Mardell: US pivots to the Philippines

A woman carries her baby across an area damaged by Typhoon Haiyan at Tacloban city, Leyte province, central Philippines on 12 November 2013 Typhoon Haiyan destroyed large swaths of the Philippines, killing more than 2,000 people

President Obama's much debated "pivot to Asia" can often seem like an abstract diplomatic desire.

But it may now be saving lives. The "pivot" has meant Mr Obama has continued switching US military focus from the Middle East to the Pacific Ocean.

It is controversial on many levels, but it may be paying dividends for the unfortunate people of the Philippines.

Yesterday two transport planes and a group of marines were sent to Tacloban.

New treaty likely

The aircraft carrier George Washington and cruisers Antietam and Cowpens, the destroyers Mustin and Lassen, and the supply ship Charles Drew are also heading to the area.

The US military has had a tortured relationship with the Philippines - a base was closed in the 1990s, which was a real strategic loss.
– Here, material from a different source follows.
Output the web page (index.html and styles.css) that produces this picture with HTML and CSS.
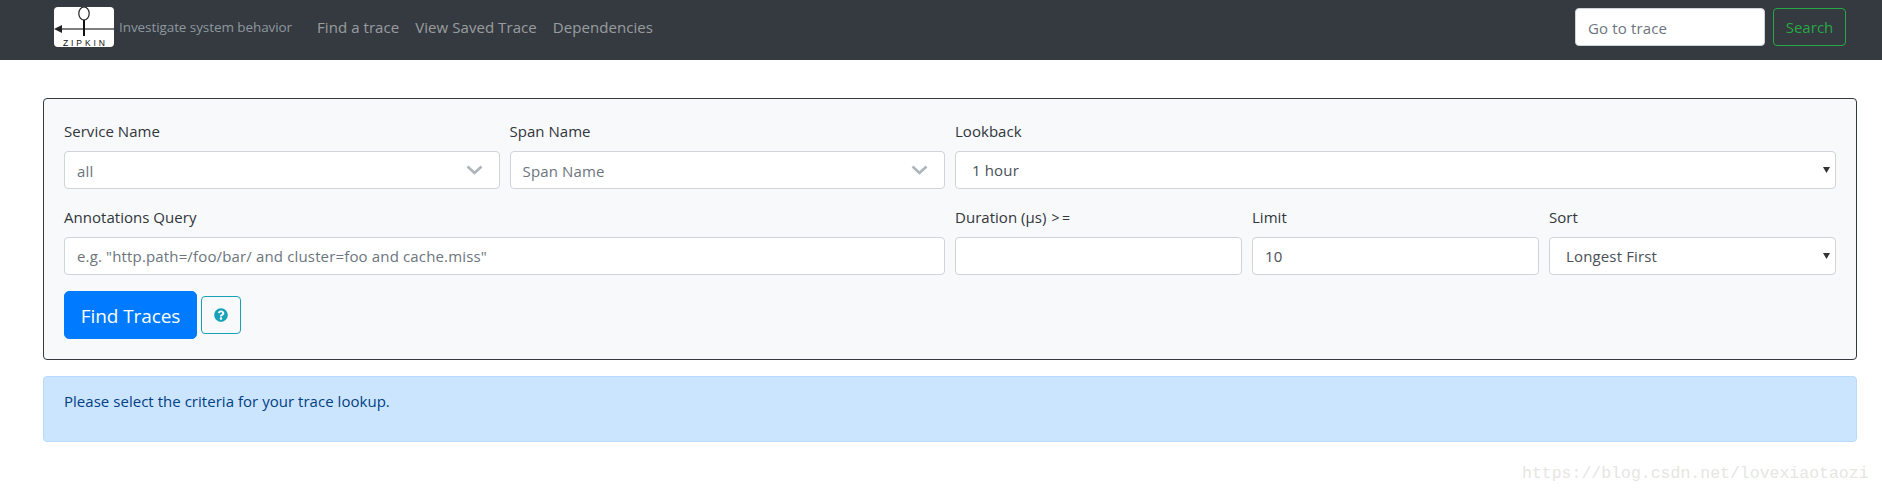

Recently relationships have improved a lot, and a new treaty is likely.

This swift response from the US is in contrast to the Philippines' big neighbour, China.

They've offered a measly $100,000. OK, they are locked in a bitter dispute over who owns the Spratley Islands.

This makes them all the more worried about the possible treaty between the Philippines and the US, but that makes offering aid clever diplomacy, rather than comforting the enemy.

In the summer I went to China to make a documentary on Sino-US relations.

Many Chinese are concerned that the "pivot to Asia" is little more than code for an increase in US naval power in the region, aimed at boxing them in.

Altruism as diplomacy
Unidentified soldiers stand near a V-22 Osprey in Leyte, Philippines on 12 November 2013  A V-22 Osprey was among the US military kit deployed to Leyte, Philippines

At the same time there are some who want their country's ever-growing economic might to be matched with a bigger influence in the world, starting in their own region.

But many genuinely don't want to match what they see as America's presumptuousness and arrogance.

You would have thought that lending a friendly hand to a neighbour in dire need would be a textbook exercise in soft power, but it doesn't appear to be happening.

It's true Filipinos might not want to see Chinese warships off their shores, or men in PLA uniforms bearing food and water.

Then again, they might not care right now about the political provenance of help.

The US aid may not just be motivated by a good heart and a love of liberty - altruism is good diplomacy too.

Its request for a big base may now garner support among those who were wary.

It comes back to the old question, often heard around Washington, "If not us, who?"

In the Philippines, I bet they are just glad it is somebody with the lifting power to make a difference.